Integration in Daily Life #
- Name your values explicitly. Rather than carrying a vague sense of what matters, practice articulating your current priorities in concrete terms. Writing them down and revisiting them periodically helps distinguish between examined values and inherited assumptions.
- Notice the gap between effort and acknowledgment. Pay attention to moments when you dismiss your own contributions or minimize what you bring to a situation. Ask whether the minimization reflects genuine assessment or an automatic habit of undervaluation.
- Practice receiving without deflection. When others express appreciation for what you offer – whether in relationships, work, or creative contexts – experiment with accepting it directly rather than qualifying or redirecting. The discomfort you feel in those moments is the riddle asking to be answered.
- Invest before certainty arrives. Rather than waiting until you are fully confident in the value of your resources, begin deploying them in low-stakes contexts. Let experience inform your sense of worth rather than requiring worth to be established before you engage.
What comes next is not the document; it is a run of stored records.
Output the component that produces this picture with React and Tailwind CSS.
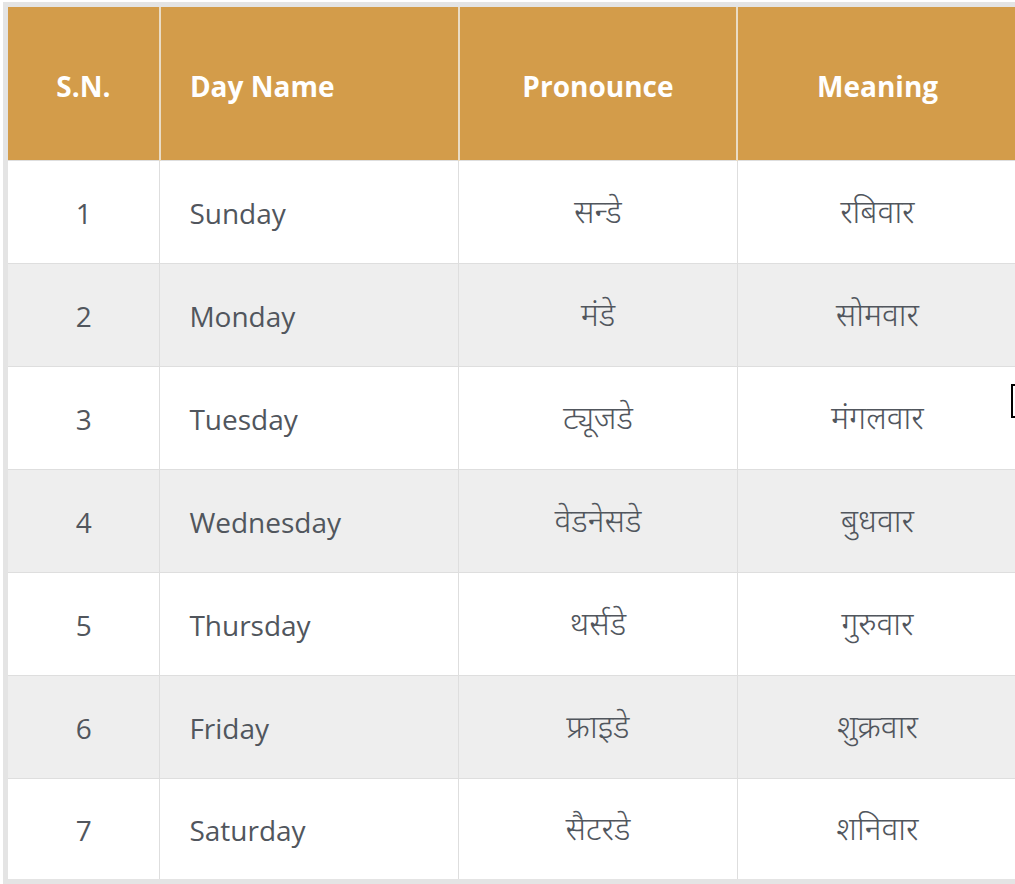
import React from 'react';

const days = [
  { sn: 1, name: 'Sunday', pron: 'सन्डे', meaning: 'रबिवार' },
  { sn: 2, name: 'Monday', pron: 'मंडे', meaning: 'सोमवार' },
  { sn: 3, name: 'Tuesday', pron: 'ट्यूजडे', meaning: 'मंगलवार' },
  { sn: 4, name: 'Wednesday', pron: 'वेडनेसडे', meaning: 'बुधवार' },
  { sn: 5, name: 'Thursday', pron: 'थर्सडे', meaning: 'गुरुवार' },
  { sn: 6, name: 'Friday', pron: 'फ्राइडे', meaning: 'शुक्रवार' },
  { sn: 7, name: 'Saturday', pron: 'सैटरडे', meaning: 'शनिवार' },
];

function App() {
  return (
    <div className="relative w-[1015px] h-[884px] overflow-hidden bg-white pt-[2px] pl-[3px] font-['Open_Sans','Noto_Sans',sans-serif]">
      <table className="w-[1020px] border-collapse table-fixed border-t-[5px] border-l-[5px] border-b-[5px] border-[#e4e4e4]">
        <colgroup>
          <col className="w-[154px]" />
          <col className="w-[298px]" />
          <col className="w-[278px]" />
          <col className="w-[285px]" />
        </colgroup>
        <thead>
          <tr className="h-[156px] bg-[#d39c4a] text-white text-[28px] font-bold">
            <th className="text-center pt-[4px] border-r-2 border-[#eadcc4]">S.N.</th>
            <th className="text-left pl-[29px] pt-[4px] border-r-2 border-[#eadcc4]">Day Name</th>
            <th className="text-center pt-[4px] border-r-2 border-[#eadcc4]">Pronounce</th>
            <th className="text-center pt-[4px] pr-[6px]">Meaning</th>
          </tr>
        </thead>
        <tbody className="text-[28px] text-[#51565d]">
          {days.map((d, i) => (
            <tr key={d.sn} className={`h-[103px] border-t border-[#dedede] ${i % 2 === 1 ? 'bg-[#eeeeee]' : 'bg-white'}`}>
              <td className="text-center pt-[2px] border-r border-[#dedede]">{d.sn}</td>
              <td className="text-left pl-[29px] pt-[2px] border-r border-[#dedede]">{d.name}</td>
              <td className="text-center text-[32px] font-light border-r border-[#dedede] pb-[2px]">{d.pron}</td>
              <td className="text-center text-[32px] font-light pr-[6px] pb-[2px]">{d.meaning}</td>
            </tr>
          ))}
        </tbody>
      </table>
      <div className="absolute left-[1011px] top-[384px] w-[10px] h-[34px] border-2 border-black" />
    </div>
  );
}

export default App;
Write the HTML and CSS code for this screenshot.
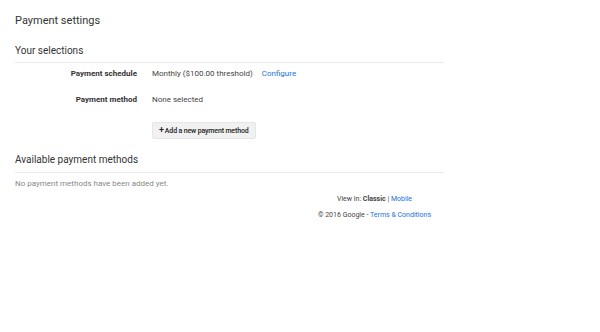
FILE: index.html
```html
<!DOCTYPE html>
<html lang="en">
<head>
  <meta charset="UTF-8">
  <title>Payment settings</title>
  <link rel="stylesheet" href="styles.css">
</head>
<body>
  <div class="page">
    <h1>Payment settings</h1>

    <section class="block">
      <h2>Your selections</h2>
      <div class="row first">
        <div class="label">Payment schedule</div>
        <div class="value">Monthly ($100.00 threshold) <a href="#" class="link configure">Configure</a></div>
      </div>
      <div class="row">
        <div class="label">Payment method</div>
        <div class="value">None selected</div>
      </div>
      <div class="row btn-row">
        <div class="label"></div>
        <div class="value"><button class="add-btn"><span class="plus">+</span>Add a new payment method</button></div>
      </div>
    </section>

    <section class="block available">
      <h2>Available payment methods</h2>
      <p class="empty">No payment methods have been added yet.</p>
    </section>

    <footer>
      <div class="foot-box">
        <div>View in: <b>Classic</b> | <a href="#" class="link">Mobile</a></div>
        <div class="copy">© 2016 Google - <a href="#" class="link">Terms &amp; Conditions</a></div>
      </div>
    </footer>
  </div>
</body>
</html>
```

FILE: styles.css
```css
* { margin: 0; padding: 0; box-sizing: border-box; }
body {
  background: #fff;
  color: #333;
  font-family: Roboto, "Liberation Sans", Arial, sans-serif;
}
.page {
  width: 429px;
  margin-left: 15px;
  padding-top: 14px;
}
h1 {
  font-size: 11px;
  font-weight: 400;
  color: #333;
  line-height: 14px;
}
h2 {
  font-size: 10px;
  font-weight: 400;
  color: #333;
  line-height: 14px;
  padding-bottom: 4px;
  border-bottom: 1px solid #ebebeb;
}
.block { margin-top: 16px; }
.row {
  display: flex;
  align-items: center;
  font-size: 8px;
  line-height: 12px;
  margin-top: 14px;
}
.row.first { margin-top: 5px; }
.row.btn-row { margin-top: 16px; }
.label {
  width: 122px;
  text-align: right;
  font-weight: bold;
  color: #333;
}
.value {
  padding-left: 15px;
  color: #444;
}
.configure { margin-left: 7px; }
a.link { color: #1a73d8; text-decoration: none; }
.add-btn {
  display: block;
  height: 17px;
  font-family: inherit;
  font-size: 7px;
  line-height: 15px;
  font-weight: 500;
  letter-spacing: -0.15px;
  color: #222;
  background: #f1f1f1;
  border: 1px solid #e6e6e6;
  border-radius: 2px;
  padding: 0 6px;
}
.plus { font-size: 9px; margin-right: 1px; }
.block.available { margin-top: 14px; }
.available h2 { padding-bottom: 5px; }
.empty {
  font-size: 8px;
  line-height: 10px;
  color: #888;
  margin-top: 6px;
}
footer {
  display: flex;
  justify-content: flex-end;
  font-size: 7px;
  line-height: 10px;
  color: #444;
}
.foot-box {
  width: 139px;
  text-align: center;
  margin-top: 5px;
}
.copy { margin-top: 6px; }
```
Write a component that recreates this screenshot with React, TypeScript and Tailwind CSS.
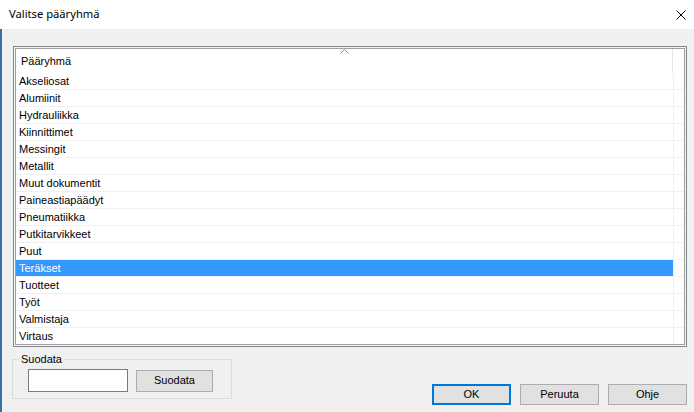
import React from "react";

const rows = [
  "Akseliosat",
  "Alumiinit",
  "Hydrauliikka",
  "Kiinnittimet",
  "Messingit",
  "Metallit",
  "Muut dokumentit",
  "Paineastiapäädyt",
  "Pneumatiikka",
  "Putkitarvikkeet",
  "Puut",
  "Teräkset",
  "Tuotteet",
  "Työt",
  "Valmistaja",
  "Virtaus",
];

const ui = { fontFamily: '"Liberation Sans", Arial, sans-serif' };

export default function App() {
  return (
    <div className="w-[694px] h-[412px] bg-[#f0f0f0] flex flex-col overflow-hidden text-[11px] text-black" style={ui}>
      {/* Title bar */}
      <div className="h-[29px] bg-white flex items-center justify-between pl-[9px] pr-[8px] shrink-0">
        <span className="text-[11.2px] text-black" style={{ fontFamily: '"Noto Sans", "Open Sans", sans-serif' }}>
          Valitse pääryhmä
        </span>
        <svg width="10" height="10" viewBox="0 0 10 10">
          <path d="M0.5 0.5 L9.5 9.5 M9.5 0.5 L0.5 9.5" stroke="#000" strokeWidth="1" fill="none" />
        </svg>
      </div>

      {/* Body */}
      <div className="flex-1 flex flex-col border-l-2 border-[#3b6ea5] pl-[11px] pr-[7px] pt-[17px] pb-[7px]">
        {/* List box */}
        <div className="w-[674px] h-[301px] border border-[#828790] p-px bg-[#f4f4f4] shrink-0">
          <div className="w-full h-full border border-[#a0a0a0] bg-white overflow-hidden flex flex-col">
            {/* Header */}
            <div className="relative h-[24px] flex shrink-0">
              <div className="w-[657px] border-r border-[#e5e5e5] flex items-center pl-[5px]">Pääryhmä</div>
              <div className="flex-1" />
              <svg width="9" height="5" viewBox="0 0 9 5" className="absolute left-[324px] top-0">
                <path d="M0.5 4.5 L4.5 0.5 L8.5 4.5" stroke="#8a8a8a" strokeWidth="1" fill="none" />
              </svg>
            </div>
            {rows.map((r) => {
              const sel = r === "Teräkset";
              return (
                <div key={r} className="h-[17px] flex border-b border-[#f0f0f0] shrink-0">
                  <div
                    className={
                      sel
                        ? "w-[657px] bg-[#3399ff] text-white flex items-center pl-[3px]"
                        : "w-[657px] flex items-center pl-[3px]"
                    }
                  >
                    {r}
                  </div>
                  <div className="w-px bg-[#f0f0f0]" />
                  <div className="flex-1" />
                </div>
              );
            })}
          </div>
        </div>

        {/* Bottom area */}
        <div className="flex-1 flex justify-between items-end">
          <fieldset className="ml-[-1px] w-[220px] border border-[#dcdcdc] pb-[6px] self-start mt-[5px]">
            <legend className="ml-[6px] px-[2px] text-[11px] leading-[14px]">Suodata</legend>
            <div className="flex items-center pt-[3px] pl-[15px] gap-[8px]">
              <div className="w-[100px] h-[23px] bg-white border border-[#7a7a7a]" />
              <button className="w-[77px] h-[22px] bg-[#e1e1e1] border border-[#adadad] text-[11px] flex items-center justify-center">
                Suodata
              </button>
            </div>
          </fieldset>
          <div className="flex gap-[9px]">
            <button className="w-[79px] h-[21px] bg-[#e1e1e1] border-2 border-[#0078d7] text-[11px] flex items-center justify-center">
              OK
            </button>
            <button className="w-[79px] h-[21px] bg-[#e1e1e1] border border-[#adadad] text-[11px] flex items-center justify-center">
              Peruuta
            </button>
            <button className="w-[79px] h-[21px] bg-[#e1e1e1] border border-[#adadad] text-[11px] flex items-center justify-center">
              Ohje
            </button>
          </div>
        </div>
      </div>
    </div>
  );
}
- Distinguish between security and stagnation. The desire for a solid foundation is legitimate, but if you find yourself endlessly preparing the ground without building anything on it, the Sphinx may be indicating that the next answer will only come through action.
Reflective Questions #
- What do I genuinely value, independent of what my family, culture, or social environment has told me I should value?
- When I feel uncertain about my own worth, what assumptions am I making about what counts as valuable?
- Do I tend to undervalue what comes naturally to me, and if so, what would change if I took those capacities seriously?
- How do I distinguish between healthy discernment about what matters and a defensive habit of dismissing things before they can disappoint me?
- What would it look like to act as though my resources are sufficient – not infinite, but enough to begin with?